INFORMATION SHOWN:
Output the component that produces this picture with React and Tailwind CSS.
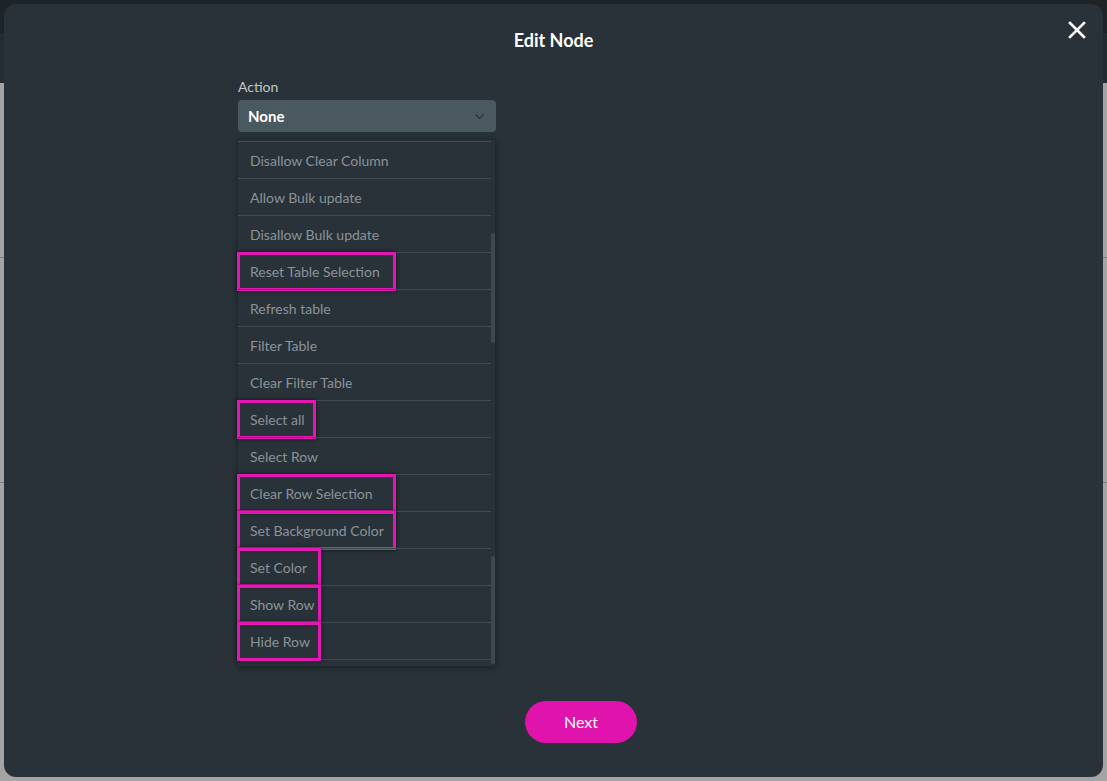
import React from 'react';
import { ChevronDown } from 'lucide-react';

const items = [
    { label: 'Disallow Clear Column' },
    { label: 'Allow Bulk update' },
    { label: 'Disallow Bulk update' },
    { label: 'Reset Table Selection', mark: 'w-[159px]' },
    { label: 'Refresh table' },
    { label: 'Filter Table' },
    { label: 'Clear Filter Table' },
    { label: 'Select all', mark: 'w-[79px]' },
    { label: 'Select Row' },
    { label: 'Clear Row Selection', mark: 'w-[159px]' },
    { label: 'Set Background Color', mark: 'w-[159px]' },
    { label: 'Set Color', mark: 'w-[84px]' },
    { label: 'Show Row', mark: 'w-[84px]' },
    { label: 'Hide Row', mark: 'w-[84px]' },
];

const ActionItem = ({ label, mark }) => (
    <div className="relative h-[37px] border-t border-[#404b51] mr-1 flex items-center pl-3">
        <span className="text-[14px] text-[#8b9398]">{label}</span>
        {mark && (
            <div className={`absolute left-[-1px] top-[-1px] h-[39px] ${mark} border-[3px] border-[#e317b1] shadow-[0_0_4px_rgba(0,0,0,0.6)]`} />
        )}
    </div>
);

export default function App() {
    return (
        <div className="relative w-full h-[781px] overflow-hidden font-['Lato','Noto_Sans',sans-serif]">
            {/* page behind the overlay */}
            <div className="h-[33px] bg-[#1d2327]" />
            <div className="h-[50px] bg-[#242c31]" />
            <div className="h-[175px] bg-[#a4a4a4] border-b border-[#7d7d7d]" />
            <div className="h-[225px] bg-[#a4a4a4] border-b border-[#7d7d7d]" />
            <div className="h-[298px] bg-[#a4a4a4]" />

            {/* modal */}
            <div className="absolute left-[4px] top-[4px] w-[1099px] h-[773px] bg-[#283238] rounded-[12px] flex flex-col items-start">
                <div className="relative w-full h-[64px] flex items-center justify-center pt-[8px]">
                    <h2 className="text-[18px] font-bold text-white">Edit Node</h2>
                    <button className="absolute right-[16px] top-[16px] w-[20px] h-[20px] flex items-center justify-center">
                        <svg width="18" height="18" viewBox="0 0 18 18">
                            <path d="M2 2 L16 16 M16 2 L2 16" stroke="#fff" strokeWidth="2.6" strokeLinecap="square" />
                        </svg>
                    </button>
                </div>

                <div className="ml-[234px] w-[258px] flex flex-col">
                    <label className="text-[14px] text-[#c3c8cb] mt-[8px] mb-[3px]">Action</label>
                    <div className="h-[32px] bg-[#4a585f] rounded-[4px] flex items-center justify-between pl-[10px] pr-[9px]">
                        <span className="text-[15px] font-bold text-white">None</span>
                        <ChevronDown size={15} strokeWidth={2.2} className="text-[#28343a]" />
                    </div>

                    <div className="relative mt-[6px] h-[528px] border-t-2 border-[#222b30] border-r border-r-[#222a2f] bg-[#283238] shadow-[0_2px_6px_rgba(0,0,0,0.35)] pt-[1px]">
                        {items.map((it) => (
                            <ActionItem key={it.label} {...it} />
                        ))}
                        <div className="border-t border-[#404b51] mr-1" />
                        <div className="absolute right-[0px] top-[93px] w-[4px] h-[110px] rounded-sm bg-[#3d4950]" />
                        <div className="absolute right-[0px] top-[416px] w-[4px] h-[108px] rounded-sm bg-[#3d4950]" />
                    </div>
                </div>

                <div className="flex-1" />
                <button className="mb-[34px] ml-[521px] w-[112px] h-[42px] rounded-full bg-[#e113ad] text-white text-[16px]">
                    Next
                </button>
            </div>
        </div>
    );
}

WORK TO DO: Copy the material above in full and exactly, skipping pictures.

ANSWER FOR THIS EXERCISE:
Output the component that produces this picture with React and Tailwind CSS.
import React from 'react';
import { ChevronDown } from 'lucide-react';

const items = [
    { label: 'Disallow Clear Column' },
    { label: 'Allow Bulk update' },
    { label: 'Disallow Bulk update' },
    { label: 'Reset Table Selection', mark: 'w-[159px]' },
    { label: 'Refresh table' },
    { label: 'Filter Table' },
    { label: 'Clear Filter Table' },
    { label: 'Select all', mark: 'w-[79px]' },
    { label: 'Select Row' },
    { label: 'Clear Row Selection', mark: 'w-[159px]' },
    { label: 'Set Background Color', mark: 'w-[159px]' },
    { label: 'Set Color', mark: 'w-[84px]' },
    { label: 'Show Row', mark: 'w-[84px]' },
    { label: 'Hide Row', mark: 'w-[84px]' },
];

const ActionItem = ({ label, mark }) => (
    <div className="relative h-[37px] border-t border-[#404b51] mr-1 flex items-center pl-3">
        <span className="text-[14px] text-[#8b9398]">{label}</span>
        {mark && (
            <div className={`absolute left-[-1px] top-[-1px] h-[39px] ${mark} border-[3px] border-[#e317b1] shadow-[0_0_4px_rgba(0,0,0,0.6)]`} />
        )}
    </div>
);

export default function App() {
    return (
        <div className="relative w-full h-[781px] overflow-hidden font-['Lato','Noto_Sans',sans-serif]">
            {/* page behind the overlay */}
            <div className="h-[33px] bg-[#1d2327]" />
            <div className="h-[50px] bg-[#242c31]" />
            <div className="h-[175px] bg-[#a4a4a4] border-b border-[#7d7d7d]" />
            <div className="h-[225px] bg-[#a4a4a4] border-b border-[#7d7d7d]" />
            <div className="h-[298px] bg-[#a4a4a4]" />

            {/* modal */}
            <div className="absolute left-[4px] top-[4px] w-[1099px] h-[773px] bg-[#283238] rounded-[12px] flex flex-col items-start">
                <div className="relative w-full h-[64px] flex items-center justify-center pt-[8px]">
                    <h2 className="text-[18px] font-bold text-white">Edit Node</h2>
                    <button className="absolute right-[16px] top-[16px] w-[20px] h-[20px] flex items-center justify-center">
                        <svg width="18" height="18" viewBox="0 0 18 18">
                            <path d="M2 2 L16 16 M16 2 L2 16" stroke="#fff" strokeWidth="2.6" strokeLinecap="square" />
                        </svg>
                    </button>
                </div>

                <div className="ml-[234px] w-[258px] flex flex-col">
                    <label className="text-[14px] text-[#c3c8cb] mt-[8px] mb-[3px]">Action</label>
                    <div className="h-[32px] bg-[#4a585f] rounded-[4px] flex items-center justify-between pl-[10px] pr-[9px]">
                        <span className="text-[15px] font-bold text-white">None</span>
                        <ChevronDown size={15} strokeWidth={2.2} className="text-[#28343a]" />
                    </div>

                    <div className="relative mt-[6px] h-[528px] border-t-2 border-[#222b30] border-r border-r-[#222a2f] bg-[#283238] shadow-[0_2px_6px_rgba(0,0,0,0.35)] pt-[1px]">
                        {items.map((it) => (
                            <ActionItem key={it.label} {...it} />
                        ))}
                        <div className="border-t border-[#404b51] mr-1" />
                        <div className="absolute right-[0px] top-[93px] w-[4px] h-[110px] rounded-sm bg-[#3d4950]" />
                        <div className="absolute right-[0px] top-[416px] w-[4px] h-[108px] rounded-sm bg-[#3d4950]" />
                    </div>
                </div>

                <div className="flex-1" />
                <button className="mb-[34px] ml-[521px] w-[112px] h-[42px] rounded-full bg-[#e113ad] text-white text-[16px]">
                    Next
                </button>
            </div>
        </div>
    );
}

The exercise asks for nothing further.